Pour résorber l’effectif de 145.828 enseignants à mécaniser, un palier annuel de 50.000 enseignants a été prévu dans les politiques publiques du ministère de l’EPSP de 2016-2018 puis de 2018-2020. Cependant, faute de moyen, le Gouvernement se contente de mécaniser 5000 enseignants par an.

S’agissant de la retraite, la question n’est pas suffisamment prise en charge dans les différents budgets de l’Etat. Un effectif de 6.746 agents des retraités et rentiers est prévu pour une enveloppe annuelle de 1.270.379.070 FC/769 926 USD. De ce montant, l'enveloppe à payer par mois est de 15.692 FC. En plus, les effectifs réels des enseignants retraités n'est pas connu.

Selon les différents mouvements de syndicats des enseignants, il s’agit ici de la mauvaise foi du Gouvernement. Il n’existe pas d’augmentation de salaire, mais plutôt d’un rattrapage au tôt de dollar américain.

Après plusieurs négociations, en août 2017 le Gouvernement signe un protocole d’accord avec le consortium de syndicats de l’éducation, réclamant le paiement de 100 USD pour un huissier et la mécanisation de 105.000 enseignants. Pour l’instant, ce paiement se fait par palier. Mais, les parents poursuivent la prise en charge des enseignants : formation, rémunération et fonctionnement des écoles. Cette contribution est évaluée à 75% au financement de l’enseignement, selon plusieurs ONG travaillant sur la question de l’éducation.

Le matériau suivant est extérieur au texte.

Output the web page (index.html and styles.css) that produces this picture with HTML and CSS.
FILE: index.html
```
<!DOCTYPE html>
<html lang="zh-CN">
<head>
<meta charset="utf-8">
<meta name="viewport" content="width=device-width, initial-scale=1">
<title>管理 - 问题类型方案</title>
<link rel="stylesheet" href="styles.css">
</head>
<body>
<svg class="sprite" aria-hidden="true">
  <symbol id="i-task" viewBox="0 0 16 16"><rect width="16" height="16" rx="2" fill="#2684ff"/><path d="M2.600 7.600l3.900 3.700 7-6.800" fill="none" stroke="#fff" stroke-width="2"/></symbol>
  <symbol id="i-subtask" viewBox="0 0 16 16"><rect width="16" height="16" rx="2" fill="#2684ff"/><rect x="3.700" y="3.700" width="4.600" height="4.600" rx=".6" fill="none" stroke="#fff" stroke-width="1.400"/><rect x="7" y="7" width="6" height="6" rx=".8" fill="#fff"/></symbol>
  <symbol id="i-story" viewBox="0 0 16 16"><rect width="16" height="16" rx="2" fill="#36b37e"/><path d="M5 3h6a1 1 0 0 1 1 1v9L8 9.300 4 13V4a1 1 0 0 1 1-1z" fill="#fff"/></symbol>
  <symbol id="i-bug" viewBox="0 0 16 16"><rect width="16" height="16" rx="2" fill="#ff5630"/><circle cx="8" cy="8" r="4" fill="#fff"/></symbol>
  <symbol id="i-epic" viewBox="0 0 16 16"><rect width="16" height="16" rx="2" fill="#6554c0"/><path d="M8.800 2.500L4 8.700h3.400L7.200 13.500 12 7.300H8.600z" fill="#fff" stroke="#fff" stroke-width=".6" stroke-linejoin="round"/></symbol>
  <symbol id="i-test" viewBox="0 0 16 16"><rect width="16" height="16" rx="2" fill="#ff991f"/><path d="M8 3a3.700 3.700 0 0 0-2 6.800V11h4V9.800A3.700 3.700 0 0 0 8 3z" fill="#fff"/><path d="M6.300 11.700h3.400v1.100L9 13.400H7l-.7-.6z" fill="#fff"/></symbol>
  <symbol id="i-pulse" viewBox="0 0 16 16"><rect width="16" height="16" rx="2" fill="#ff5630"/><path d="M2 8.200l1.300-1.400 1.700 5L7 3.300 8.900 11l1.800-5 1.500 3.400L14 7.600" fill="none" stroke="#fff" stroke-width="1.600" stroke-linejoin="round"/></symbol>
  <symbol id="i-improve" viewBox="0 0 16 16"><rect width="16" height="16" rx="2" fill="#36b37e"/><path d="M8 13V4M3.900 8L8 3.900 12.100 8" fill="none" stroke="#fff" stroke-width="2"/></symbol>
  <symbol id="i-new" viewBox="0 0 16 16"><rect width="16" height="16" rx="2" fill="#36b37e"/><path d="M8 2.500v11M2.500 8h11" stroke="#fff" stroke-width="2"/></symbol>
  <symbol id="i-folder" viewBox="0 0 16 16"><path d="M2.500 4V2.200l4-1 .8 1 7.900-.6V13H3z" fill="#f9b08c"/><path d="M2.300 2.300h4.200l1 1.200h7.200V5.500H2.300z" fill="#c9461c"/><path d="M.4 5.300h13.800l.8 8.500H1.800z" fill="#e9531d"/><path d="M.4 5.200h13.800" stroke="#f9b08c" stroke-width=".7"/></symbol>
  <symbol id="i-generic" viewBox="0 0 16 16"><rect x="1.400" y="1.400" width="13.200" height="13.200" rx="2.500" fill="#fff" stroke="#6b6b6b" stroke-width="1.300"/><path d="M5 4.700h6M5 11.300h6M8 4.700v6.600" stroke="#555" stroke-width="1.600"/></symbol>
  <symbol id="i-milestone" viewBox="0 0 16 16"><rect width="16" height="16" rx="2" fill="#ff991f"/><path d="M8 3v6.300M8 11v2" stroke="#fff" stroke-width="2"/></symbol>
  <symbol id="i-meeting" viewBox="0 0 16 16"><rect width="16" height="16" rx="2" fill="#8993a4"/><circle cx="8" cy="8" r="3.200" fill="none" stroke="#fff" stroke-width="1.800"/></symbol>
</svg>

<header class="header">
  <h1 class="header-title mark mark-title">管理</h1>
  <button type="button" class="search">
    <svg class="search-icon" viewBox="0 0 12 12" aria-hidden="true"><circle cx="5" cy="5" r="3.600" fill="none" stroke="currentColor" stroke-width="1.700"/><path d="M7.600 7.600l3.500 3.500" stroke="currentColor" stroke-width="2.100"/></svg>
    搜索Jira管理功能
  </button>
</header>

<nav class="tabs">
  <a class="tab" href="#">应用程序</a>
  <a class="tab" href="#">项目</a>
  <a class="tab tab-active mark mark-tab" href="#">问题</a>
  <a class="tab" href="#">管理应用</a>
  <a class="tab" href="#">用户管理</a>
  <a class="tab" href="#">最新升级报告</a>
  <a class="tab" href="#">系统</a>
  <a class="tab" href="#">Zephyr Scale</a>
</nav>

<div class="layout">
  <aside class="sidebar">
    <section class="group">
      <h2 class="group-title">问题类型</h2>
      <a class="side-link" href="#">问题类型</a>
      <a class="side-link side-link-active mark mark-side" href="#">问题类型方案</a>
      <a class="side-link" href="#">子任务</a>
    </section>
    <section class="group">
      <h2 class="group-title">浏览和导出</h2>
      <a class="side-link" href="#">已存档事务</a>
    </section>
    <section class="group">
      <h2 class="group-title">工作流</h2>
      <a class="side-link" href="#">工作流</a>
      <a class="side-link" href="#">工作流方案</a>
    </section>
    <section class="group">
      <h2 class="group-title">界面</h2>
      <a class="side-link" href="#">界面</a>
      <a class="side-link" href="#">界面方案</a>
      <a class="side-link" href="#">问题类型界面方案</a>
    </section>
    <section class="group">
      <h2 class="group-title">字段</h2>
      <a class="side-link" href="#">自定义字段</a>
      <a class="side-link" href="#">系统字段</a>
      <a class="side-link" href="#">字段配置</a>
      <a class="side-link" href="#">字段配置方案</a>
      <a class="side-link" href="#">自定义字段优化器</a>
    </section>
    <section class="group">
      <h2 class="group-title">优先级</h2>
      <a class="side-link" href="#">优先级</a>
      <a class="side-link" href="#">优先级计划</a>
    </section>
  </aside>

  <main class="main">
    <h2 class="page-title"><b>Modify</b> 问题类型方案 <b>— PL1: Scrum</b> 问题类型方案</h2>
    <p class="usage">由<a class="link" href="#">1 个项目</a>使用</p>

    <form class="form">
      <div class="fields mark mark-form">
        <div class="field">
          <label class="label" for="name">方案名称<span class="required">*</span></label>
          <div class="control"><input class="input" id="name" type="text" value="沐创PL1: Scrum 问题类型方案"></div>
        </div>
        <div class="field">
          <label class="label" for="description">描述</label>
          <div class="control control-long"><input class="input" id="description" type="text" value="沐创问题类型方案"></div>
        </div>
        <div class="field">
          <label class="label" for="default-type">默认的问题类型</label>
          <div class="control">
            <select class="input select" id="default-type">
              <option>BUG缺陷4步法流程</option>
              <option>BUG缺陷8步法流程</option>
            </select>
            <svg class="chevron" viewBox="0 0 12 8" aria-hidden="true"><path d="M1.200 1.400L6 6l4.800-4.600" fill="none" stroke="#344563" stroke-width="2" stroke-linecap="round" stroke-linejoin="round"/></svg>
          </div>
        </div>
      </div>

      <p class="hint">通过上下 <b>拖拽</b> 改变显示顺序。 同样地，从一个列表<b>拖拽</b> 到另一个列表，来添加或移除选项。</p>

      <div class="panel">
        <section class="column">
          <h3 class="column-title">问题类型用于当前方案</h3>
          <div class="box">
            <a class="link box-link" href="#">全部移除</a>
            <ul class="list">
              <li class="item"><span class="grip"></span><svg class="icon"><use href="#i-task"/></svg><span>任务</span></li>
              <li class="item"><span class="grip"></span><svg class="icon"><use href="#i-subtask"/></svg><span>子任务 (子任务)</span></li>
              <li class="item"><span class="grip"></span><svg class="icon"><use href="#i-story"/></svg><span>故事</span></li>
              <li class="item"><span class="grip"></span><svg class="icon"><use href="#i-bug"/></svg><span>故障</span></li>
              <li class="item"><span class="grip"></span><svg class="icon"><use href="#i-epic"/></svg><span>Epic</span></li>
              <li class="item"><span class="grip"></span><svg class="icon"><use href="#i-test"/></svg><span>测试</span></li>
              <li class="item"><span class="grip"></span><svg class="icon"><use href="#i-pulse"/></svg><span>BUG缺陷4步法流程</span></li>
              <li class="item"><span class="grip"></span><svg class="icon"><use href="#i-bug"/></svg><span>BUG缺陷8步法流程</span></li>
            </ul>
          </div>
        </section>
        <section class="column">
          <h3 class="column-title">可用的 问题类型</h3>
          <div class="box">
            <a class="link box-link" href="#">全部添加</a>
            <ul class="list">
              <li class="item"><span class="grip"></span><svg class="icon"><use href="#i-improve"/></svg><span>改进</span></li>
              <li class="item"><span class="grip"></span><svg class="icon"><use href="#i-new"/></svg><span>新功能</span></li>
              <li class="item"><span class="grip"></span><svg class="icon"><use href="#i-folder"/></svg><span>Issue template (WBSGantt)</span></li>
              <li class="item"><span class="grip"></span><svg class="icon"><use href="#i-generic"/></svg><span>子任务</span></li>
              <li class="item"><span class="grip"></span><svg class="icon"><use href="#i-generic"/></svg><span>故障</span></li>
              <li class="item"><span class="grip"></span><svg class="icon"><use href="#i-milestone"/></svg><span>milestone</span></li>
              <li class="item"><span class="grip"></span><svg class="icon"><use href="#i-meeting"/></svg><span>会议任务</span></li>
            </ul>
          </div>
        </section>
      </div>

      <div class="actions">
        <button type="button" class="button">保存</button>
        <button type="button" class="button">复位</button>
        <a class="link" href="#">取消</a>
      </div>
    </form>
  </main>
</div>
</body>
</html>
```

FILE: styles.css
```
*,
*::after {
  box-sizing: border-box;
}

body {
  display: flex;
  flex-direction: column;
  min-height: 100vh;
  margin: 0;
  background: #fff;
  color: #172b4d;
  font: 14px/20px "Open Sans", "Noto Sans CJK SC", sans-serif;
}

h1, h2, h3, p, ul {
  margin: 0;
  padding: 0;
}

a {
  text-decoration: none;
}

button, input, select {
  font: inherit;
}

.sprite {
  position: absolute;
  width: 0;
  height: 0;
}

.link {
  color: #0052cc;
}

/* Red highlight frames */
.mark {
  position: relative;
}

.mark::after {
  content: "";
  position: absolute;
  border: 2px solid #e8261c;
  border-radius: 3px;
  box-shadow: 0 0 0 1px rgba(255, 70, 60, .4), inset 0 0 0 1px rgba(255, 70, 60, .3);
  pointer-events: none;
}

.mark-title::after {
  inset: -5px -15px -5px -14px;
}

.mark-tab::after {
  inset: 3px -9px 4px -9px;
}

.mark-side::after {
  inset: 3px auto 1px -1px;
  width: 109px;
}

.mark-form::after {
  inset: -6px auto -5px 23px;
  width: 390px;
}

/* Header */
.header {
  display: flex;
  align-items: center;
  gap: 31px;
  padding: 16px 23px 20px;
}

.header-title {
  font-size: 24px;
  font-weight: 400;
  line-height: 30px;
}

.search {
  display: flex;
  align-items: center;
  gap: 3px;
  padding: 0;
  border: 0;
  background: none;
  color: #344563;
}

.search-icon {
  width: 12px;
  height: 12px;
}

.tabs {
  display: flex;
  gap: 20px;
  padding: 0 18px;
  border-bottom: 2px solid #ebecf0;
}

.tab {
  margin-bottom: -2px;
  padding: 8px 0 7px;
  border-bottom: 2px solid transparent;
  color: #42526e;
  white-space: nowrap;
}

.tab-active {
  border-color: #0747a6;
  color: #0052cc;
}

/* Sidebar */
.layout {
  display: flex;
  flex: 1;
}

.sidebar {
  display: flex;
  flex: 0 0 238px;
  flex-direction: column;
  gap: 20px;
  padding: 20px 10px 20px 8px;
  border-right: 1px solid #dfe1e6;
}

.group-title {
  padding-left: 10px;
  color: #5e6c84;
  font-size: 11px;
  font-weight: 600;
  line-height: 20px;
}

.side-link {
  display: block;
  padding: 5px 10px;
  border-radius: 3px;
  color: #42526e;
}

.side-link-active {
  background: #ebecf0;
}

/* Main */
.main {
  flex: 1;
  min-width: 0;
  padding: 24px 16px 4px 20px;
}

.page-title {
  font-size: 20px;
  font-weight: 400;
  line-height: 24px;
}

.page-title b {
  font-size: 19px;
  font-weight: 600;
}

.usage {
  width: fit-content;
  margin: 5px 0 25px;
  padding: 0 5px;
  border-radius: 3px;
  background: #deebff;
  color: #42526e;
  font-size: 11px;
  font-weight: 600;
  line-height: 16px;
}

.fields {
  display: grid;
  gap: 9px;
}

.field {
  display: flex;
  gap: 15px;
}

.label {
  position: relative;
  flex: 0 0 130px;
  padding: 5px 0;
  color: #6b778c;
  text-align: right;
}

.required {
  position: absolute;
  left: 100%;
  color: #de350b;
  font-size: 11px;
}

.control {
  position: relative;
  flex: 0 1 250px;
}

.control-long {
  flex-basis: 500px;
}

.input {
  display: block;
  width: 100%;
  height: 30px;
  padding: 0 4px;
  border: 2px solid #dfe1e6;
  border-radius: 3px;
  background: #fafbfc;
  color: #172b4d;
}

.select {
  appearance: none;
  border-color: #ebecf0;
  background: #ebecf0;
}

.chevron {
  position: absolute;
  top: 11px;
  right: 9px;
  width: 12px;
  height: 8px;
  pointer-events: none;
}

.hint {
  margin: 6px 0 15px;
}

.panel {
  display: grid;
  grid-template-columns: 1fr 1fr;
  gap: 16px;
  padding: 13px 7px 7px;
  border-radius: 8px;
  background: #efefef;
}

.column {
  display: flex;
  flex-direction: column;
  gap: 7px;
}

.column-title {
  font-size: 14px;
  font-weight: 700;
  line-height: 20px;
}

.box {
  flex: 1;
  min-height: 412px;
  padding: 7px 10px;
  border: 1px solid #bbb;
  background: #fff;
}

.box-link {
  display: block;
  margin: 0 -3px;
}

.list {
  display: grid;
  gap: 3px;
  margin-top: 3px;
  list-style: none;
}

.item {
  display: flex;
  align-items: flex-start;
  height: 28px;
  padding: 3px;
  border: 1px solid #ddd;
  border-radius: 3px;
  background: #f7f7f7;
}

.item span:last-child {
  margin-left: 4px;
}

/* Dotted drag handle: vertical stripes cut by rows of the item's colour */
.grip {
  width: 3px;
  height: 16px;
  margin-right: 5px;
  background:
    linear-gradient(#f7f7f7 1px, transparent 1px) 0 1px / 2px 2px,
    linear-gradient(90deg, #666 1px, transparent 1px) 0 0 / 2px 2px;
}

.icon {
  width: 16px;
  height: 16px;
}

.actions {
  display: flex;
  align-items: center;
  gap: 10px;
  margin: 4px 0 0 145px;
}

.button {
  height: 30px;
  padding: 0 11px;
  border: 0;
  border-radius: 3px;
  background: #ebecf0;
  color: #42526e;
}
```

Pour améliorer les conditions de vie de l’enseignant, la stratégie sectorielle de l’éducation et de la formation 2016-2025 a fait une projection de 1 313,4 milliard de dollars américains pour l’exercice budgétaire 2020. Si le Chef de l’Etat veut assurer la gratuité de l’enseignement de base pour l’année scolaire 2019-2020 comme annoncé, ce montant doit être effectivement mis à la disposition de la rubrique rémunération du Ministère de l’EPSP.